Stuck in indecisive theme hell

Once I decided to adopt and hopefully modify a new theme I spent hours exploring themes. The process regularly reminded me of the paradox of choice, where I essentially became paralyzed because there were too many choices! There were always parts of different themes I liked but also parts I didn’t like. I even went so far as transfering my entire site to a new theme, then abandoning it – on more than one occassion.

Finally, I settled on the even theme. It had a lot of things I liked. I’m a sucker for fancy animations and the even theme has a lot. On the home page, you’ll see links underline from center on hover, the table of contents on posts (like this one) floats with the page, tags grow marginally, and when there are figures or images you can click to zoom and it will pull out in a nice panel where you can select which image you want to look at. All of this had me like

Of course, there were things I didn’t like too, or at least things that I wished were different.

My journey into the land of CSS (sort of)
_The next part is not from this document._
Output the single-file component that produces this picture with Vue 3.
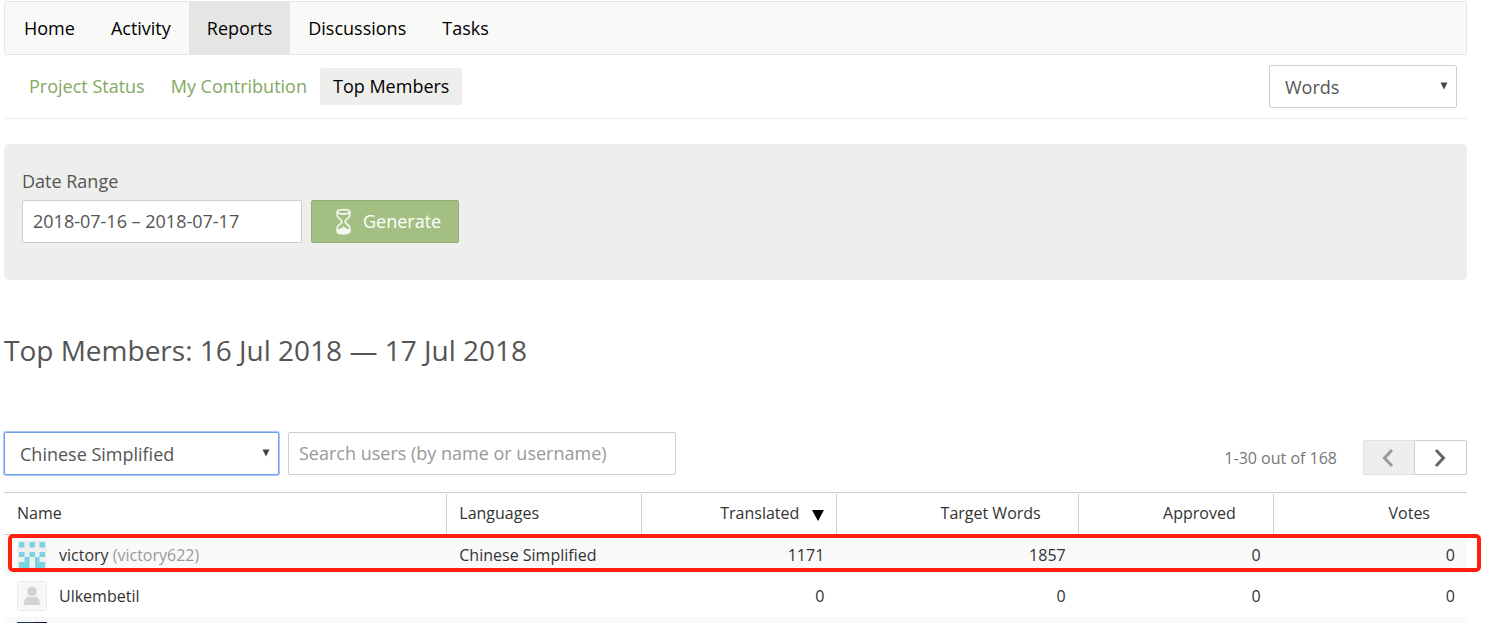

If you look at my site compared to the example site for even you will see that they, obviously, look very different, although there are some strong similarities too. Interestingly (to me anyway), even usess a varient of CSS, called SASS. This led to some initial confusion for me because I had at least a tiny bit of understanding of CSS, but no idea what SASS even was (I’d never heard of it before). Basically, SASS just allows you to parametrize things a little easier and write more succinct code which eventually gets tranlated to CSS anyway (for a really basic intro, see here).

Some of the changes I made were easy. For example, I just had to change one line to get the background color to be different (which dramatically changed the look and feel of the site). Others were more complicated. For example, I really like sticky headers. Luckily, SASS makes this pretty easy, but it still took me hours to figure out, and then basically just as long to tweak it to how I wanted. The original code for the navigation bar looked like this

.site-navbar {
  float: right;

  .menu {
    display: inline-block;
    position: relative;
    padding-left: 0;
    padding-right: 25px;
    font-family: $global-serif-font-family;

    .menu-item {
      display: inline-block;

      & + .menu-item {
        margin-left: $menu-item-margin-left;;
      }

      @include underline-from-center;
    }

    .menu-item-link {
      font-size: $menu-link-font-size;
    }
  }
}

and I changed it to


.site-navbar {
  position: fixed;
  top: 0;
  left: 0;
  width: 100%;
  margin: 0 auto;
  padding: 0;
  background: $white;
  box-shadow: 0px 2px 2px $gray;
  border-bottom: 2px solid $theme-color;
  z-index: 90;
  text-align: right;
  transition: transform 300ms ease;
  z-index: 99;

  .menu {
    display: inline-block;
    position: relative;
    padding-left: 0;
    padding-right: 25px;
    font-family: $global-serif-font-family;

    .menu-item {
      display: inline-block;
      color: $theme-color;

      & + .menu-item {
        margin-left: $menu-item-margin-left;
        z-index: 111;
      }

      @include underline-from-center;
    }

    .menu-item-link {
      font-size: $menu-link-font-size;
    }
  }
}

This took a lot of trial and error, but eventually I got there. And that’s essentially the approach I took throughout. Try some stuff, see what happens, try again, and eventually settle on something.

Conclusions

I would not recommend the approach I took. I think Yihui’s advice is sound, and you should probably listen to him. That said, if you already know some CSS, then all this would probably have been a lot easier for you than it was for me. And, if you are trying to learn CSS, I think redesigning an existing website is a good strategy. It is sort of a trial-by-fire approach that is slow and can be frustrating, but also rewarding because you can (eventually) get everything the way you like it to be.